**What you are asked to do:**
Produce the listing below again, exactly as shown.

* Begin Data shown *

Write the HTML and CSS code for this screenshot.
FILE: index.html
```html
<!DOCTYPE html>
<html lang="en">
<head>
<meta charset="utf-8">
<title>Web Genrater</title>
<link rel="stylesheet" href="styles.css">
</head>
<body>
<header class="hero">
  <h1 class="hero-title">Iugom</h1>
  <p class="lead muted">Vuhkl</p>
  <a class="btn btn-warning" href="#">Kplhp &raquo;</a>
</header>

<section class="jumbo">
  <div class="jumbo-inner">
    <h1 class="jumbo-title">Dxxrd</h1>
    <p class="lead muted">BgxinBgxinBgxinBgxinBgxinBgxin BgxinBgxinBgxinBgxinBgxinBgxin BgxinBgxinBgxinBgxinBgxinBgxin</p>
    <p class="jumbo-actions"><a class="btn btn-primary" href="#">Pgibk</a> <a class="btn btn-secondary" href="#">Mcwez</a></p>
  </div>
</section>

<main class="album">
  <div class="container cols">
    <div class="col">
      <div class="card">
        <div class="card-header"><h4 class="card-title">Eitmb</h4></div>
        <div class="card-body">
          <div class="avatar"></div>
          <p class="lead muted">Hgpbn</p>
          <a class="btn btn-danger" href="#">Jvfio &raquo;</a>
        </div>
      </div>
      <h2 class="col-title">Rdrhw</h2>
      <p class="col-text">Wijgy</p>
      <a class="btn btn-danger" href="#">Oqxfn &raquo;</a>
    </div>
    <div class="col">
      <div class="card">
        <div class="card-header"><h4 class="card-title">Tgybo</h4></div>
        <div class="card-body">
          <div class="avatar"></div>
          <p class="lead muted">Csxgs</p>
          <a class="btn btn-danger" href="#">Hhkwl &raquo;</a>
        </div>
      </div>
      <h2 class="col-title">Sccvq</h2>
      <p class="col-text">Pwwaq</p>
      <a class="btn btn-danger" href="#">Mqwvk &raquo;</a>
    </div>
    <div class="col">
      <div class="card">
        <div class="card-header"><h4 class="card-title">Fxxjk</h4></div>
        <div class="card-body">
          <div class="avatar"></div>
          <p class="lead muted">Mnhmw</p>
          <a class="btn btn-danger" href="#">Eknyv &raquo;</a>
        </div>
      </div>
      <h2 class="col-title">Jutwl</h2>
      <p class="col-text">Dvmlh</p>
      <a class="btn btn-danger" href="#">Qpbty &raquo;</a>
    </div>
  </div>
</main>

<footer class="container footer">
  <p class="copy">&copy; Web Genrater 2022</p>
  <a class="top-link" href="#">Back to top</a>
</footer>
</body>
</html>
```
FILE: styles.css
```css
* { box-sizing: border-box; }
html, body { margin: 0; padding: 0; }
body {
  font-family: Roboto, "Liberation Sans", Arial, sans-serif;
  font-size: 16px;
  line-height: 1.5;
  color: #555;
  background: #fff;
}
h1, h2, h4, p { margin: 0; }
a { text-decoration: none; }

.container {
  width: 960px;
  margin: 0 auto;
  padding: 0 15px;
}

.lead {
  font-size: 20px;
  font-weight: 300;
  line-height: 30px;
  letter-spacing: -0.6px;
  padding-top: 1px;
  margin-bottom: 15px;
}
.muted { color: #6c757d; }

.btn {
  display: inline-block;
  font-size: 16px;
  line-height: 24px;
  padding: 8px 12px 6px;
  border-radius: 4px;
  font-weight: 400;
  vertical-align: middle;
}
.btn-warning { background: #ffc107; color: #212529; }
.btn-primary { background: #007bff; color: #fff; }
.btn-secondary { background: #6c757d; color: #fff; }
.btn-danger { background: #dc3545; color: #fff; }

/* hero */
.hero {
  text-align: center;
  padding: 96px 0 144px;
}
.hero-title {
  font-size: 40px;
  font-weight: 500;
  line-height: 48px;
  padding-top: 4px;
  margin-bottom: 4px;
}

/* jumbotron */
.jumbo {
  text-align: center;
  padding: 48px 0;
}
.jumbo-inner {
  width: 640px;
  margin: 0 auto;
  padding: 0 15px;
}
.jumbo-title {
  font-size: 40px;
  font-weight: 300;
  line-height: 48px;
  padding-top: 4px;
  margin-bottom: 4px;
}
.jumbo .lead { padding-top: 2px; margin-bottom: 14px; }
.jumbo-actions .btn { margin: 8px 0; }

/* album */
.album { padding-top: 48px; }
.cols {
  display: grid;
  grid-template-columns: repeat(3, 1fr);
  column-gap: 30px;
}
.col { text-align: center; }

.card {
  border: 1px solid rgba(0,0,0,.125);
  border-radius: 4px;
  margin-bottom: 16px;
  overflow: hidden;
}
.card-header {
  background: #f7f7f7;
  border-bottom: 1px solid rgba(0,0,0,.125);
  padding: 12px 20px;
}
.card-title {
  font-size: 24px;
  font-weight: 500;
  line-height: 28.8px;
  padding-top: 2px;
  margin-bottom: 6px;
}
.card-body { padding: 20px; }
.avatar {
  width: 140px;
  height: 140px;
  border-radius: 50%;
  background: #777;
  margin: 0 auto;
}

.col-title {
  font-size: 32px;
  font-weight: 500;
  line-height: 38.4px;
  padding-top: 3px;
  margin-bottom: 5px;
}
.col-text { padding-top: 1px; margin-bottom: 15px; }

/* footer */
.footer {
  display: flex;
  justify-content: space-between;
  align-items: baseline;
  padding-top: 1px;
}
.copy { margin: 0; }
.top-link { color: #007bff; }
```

* End Data shown *

**Output for this exercise:**
Write the HTML and CSS code for this screenshot.
FILE: index.html
```html
<!DOCTYPE html>
<html lang="en">
<head>
<meta charset="utf-8">
<title>Web Genrater</title>
<link rel="stylesheet" href="styles.css">
</head>
<body>
<header class="hero">
  <h1 class="hero-title">Iugom</h1>
  <p class="lead muted">Vuhkl</p>
  <a class="btn btn-warning" href="#">Kplhp &raquo;</a>
</header>

<section class="jumbo">
  <div class="jumbo-inner">
    <h1 class="jumbo-title">Dxxrd</h1>
    <p class="lead muted">BgxinBgxinBgxinBgxinBgxinBgxin BgxinBgxinBgxinBgxinBgxinBgxin BgxinBgxinBgxinBgxinBgxinBgxin</p>
    <p class="jumbo-actions"><a class="btn btn-primary" href="#">Pgibk</a> <a class="btn btn-secondary" href="#">Mcwez</a></p>
  </div>
</section>

<main class="album">
  <div class="container cols">
    <div class="col">
      <div class="card">
        <div class="card-header"><h4 class="card-title">Eitmb</h4></div>
        <div class="card-body">
          <div class="avatar"></div>
          <p class="lead muted">Hgpbn</p>
          <a class="btn btn-danger" href="#">Jvfio &raquo;</a>
        </div>
      </div>
      <h2 class="col-title">Rdrhw</h2>
      <p class="col-text">Wijgy</p>
      <a class="btn btn-danger" href="#">Oqxfn &raquo;</a>
    </div>
    <div class="col">
      <div class="card">
        <div class="card-header"><h4 class="card-title">Tgybo</h4></div>
        <div class="card-body">
          <div class="avatar"></div>
          <p class="lead muted">Csxgs</p>
          <a class="btn btn-danger" href="#">Hhkwl &raquo;</a>
        </div>
      </div>
      <h2 class="col-title">Sccvq</h2>
      <p class="col-text">Pwwaq</p>
      <a class="btn btn-danger" href="#">Mqwvk &raquo;</a>
    </div>
    <div class="col">
      <div class="card">
        <div class="card-header"><h4 class="card-title">Fxxjk</h4></div>
        <div class="card-body">
          <div class="avatar"></div>
          <p class="lead muted">Mnhmw</p>
          <a class="btn btn-danger" href="#">Eknyv &raquo;</a>
        </div>
      </div>
      <h2 class="col-title">Jutwl</h2>
      <p class="col-text">Dvmlh</p>
      <a class="btn btn-danger" href="#">Qpbty &raquo;</a>
    </div>
  </div>
</main>

<footer class="container footer">
  <p class="copy">&copy; Web Genrater 2022</p>
  <a class="top-link" href="#">Back to top</a>
</footer>
</body>
</html>
```
FILE: styles.css
```css
* { box-sizing: border-box; }
html, body { margin: 0; padding: 0; }
body {
  font-family: Roboto, "Liberation Sans", Arial, sans-serif;
  font-size: 16px;
  line-height: 1.5;
  color: #555;
  background: #fff;
}
h1, h2, h4, p { margin: 0; }
a { text-decoration: none; }

.container {
  width: 960px;
  margin: 0 auto;
  padding: 0 15px;
}

.lead {
  font-size: 20px;
  font-weight: 300;
  line-height: 30px;
  letter-spacing: -0.6px;
  padding-top: 1px;
  margin-bottom: 15px;
}
.muted { color: #6c757d; }

.btn {
  display: inline-block;
  font-size: 16px;
  line-height: 24px;
  padding: 8px 12px 6px;
  border-radius: 4px;
  font-weight: 400;
  vertical-align: middle;
}
.btn-warning { background: #ffc107; color: #212529; }
.btn-primary { background: #007bff; color: #fff; }
.btn-secondary { background: #6c757d; color: #fff; }
.btn-danger { background: #dc3545; color: #fff; }

/* hero */
.hero {
  text-align: center;
  padding: 96px 0 144px;
}
.hero-title {
  font-size: 40px;
  font-weight: 500;
  line-height: 48px;
  padding-top: 4px;
  margin-bottom: 4px;
}

/* jumbotron */
.jumbo {
  text-align: center;
  padding: 48px 0;
}
.jumbo-inner {
  width: 640px;
  margin: 0 auto;
  padding: 0 15px;
}
.jumbo-title {
  font-size: 40px;
  font-weight: 300;
  line-height: 48px;
  padding-top: 4px;
  margin-bottom: 4px;
}
.jumbo .lead { padding-top: 2px; margin-bottom: 14px; }
.jumbo-actions .btn { margin: 8px 0; }

/* album */
.album { padding-top: 48px; }
.cols {
  display: grid;
  grid-template-columns: repeat(3, 1fr);
  column-gap: 30px;
}
.col { text-align: center; }

.card {
  border: 1px solid rgba(0,0,0,.125);
  border-radius: 4px;
  margin-bottom: 16px;
  overflow: hidden;
}
.card-header {
  background: #f7f7f7;
  border-bottom: 1px solid rgba(0,0,0,.125);
  padding: 12px 20px;
}
.card-title {
  font-size: 24px;
  font-weight: 500;
  line-height: 28.8px;
  padding-top: 2px;
  margin-bottom: 6px;
}
.card-body { padding: 20px; }
.avatar {
  width: 140px;
  height: 140px;
  border-radius: 50%;
  background: #777;
  margin: 0 auto;
}

.col-title {
  font-size: 32px;
  font-weight: 500;
  line-height: 38.4px;
  padding-top: 3px;
  margin-bottom: 5px;
}
.col-text { padding-top: 1px; margin-bottom: 15px; }

/* footer */
.footer {
  display: flex;
  justify-content: space-between;
  align-items: baseline;
  padding-top: 1px;
}
.copy { margin: 0; }
.top-link { color: #007bff; }
```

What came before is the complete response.